Маленькая победа открывает перед ним двери в огромный мир. Ясенька стирает слёзы, теснее прижимаясь к моему боку, пока отец пытается утихомирить повисших на нём внучек. Они то и дело порываются бежать вперед к старшему брату, а он осаживает их, завлекая новыми и новыми обещаниями. Усмехаюсь, но не спешу на помощь. Хотел баловать? Теперь пожинай плоды: наши принцессы веревки вьют из бабушки и дедушки, а те рады стараться.

– Совсем взрослый стал.

Прижимаюсь губами к виску любимой.

– Это же хорошо. Сможет заниматься любимым делом, расти, развиваться.

– Угу. – Яся спохватывается и тянет уголки губ вверх. – Я очень рада за него. Но взрослая жизнь коварная. Мне страшно.

– Не надо бояться. У нашего сына есть главное – наша поддержка. И наша любовь.

Крепче сжимаю объятия и прикрываю глаза. Вслушиваюсь в слова сына, который произносит заготовленную заранее речь. Несколько дней мы репетировали, чтобы она получилась динамичной и не нудной.

– Ой!

Ясенька прикрывает рукой рот, а я выныриваю из состояния нирваны. Мы моментально реагируем на изменившийся голос сына.

– Этого в тексте же… Лёнь?

– Всё вижу, – шепчу Ясе. – Вырос наш мальчик, вырос.

Илай передаёт микрофон секретарю и опускается на сцене на одно колено. Перед ним стоит его девушка Аня с алеющими щеками. Вот шельмец, а? Но красиво сделал. Мой сын!

Я сам когда-то также сделал. Приехал встречать Есению после занятий и сделал предложение прямо на универской парковке под прицелом сотни глаз. Решил, что на публике больше шансов услышать «да». Вот и сын пошёл по моим стопам.

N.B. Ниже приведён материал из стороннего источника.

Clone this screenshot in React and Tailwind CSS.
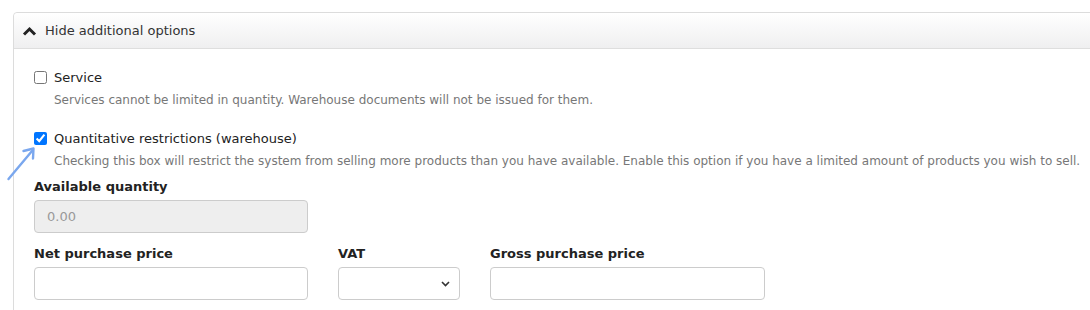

– Ясь, люблю тебя! – Поворачиваюсь и целую жену. На нас смотрят, но я не обращаю никакого внимания. – Люблю тебя, Ясенька моя.

– И я тебя. Очень-очень люблю.

Это главное. А с остальным мы справимся….


***

Послесловие и то, что осталось за кадром

Злодей в лице Григория наказан. Конечно, осудить его не удалось, но ни Лёня, ни Ясенька больше никогда о нём не слышали.

Сразу после больницы наш бравый полицейский забрал свою любимую с собой и от себя больше не отпускал. Со службы он ушёл и занялся собственным делом, но помогать людям не перестал.

У главного героя, к слову, есть реальный прототип. Его зовут Виктор, и живёт он в Красном Селе, расположенном в часе езды (плюс—минус) от Санкт—Петербурга.

Ах да! Тренчики )))) Это выражение, которое используют некоторые военные для обозначения застолья а-ля «чем Бог пошлет». На самом деле тренчик – это такой элемент в виде кожаного колечка на ремне, в который засовывается сам ремень, чтобы избежать свисания.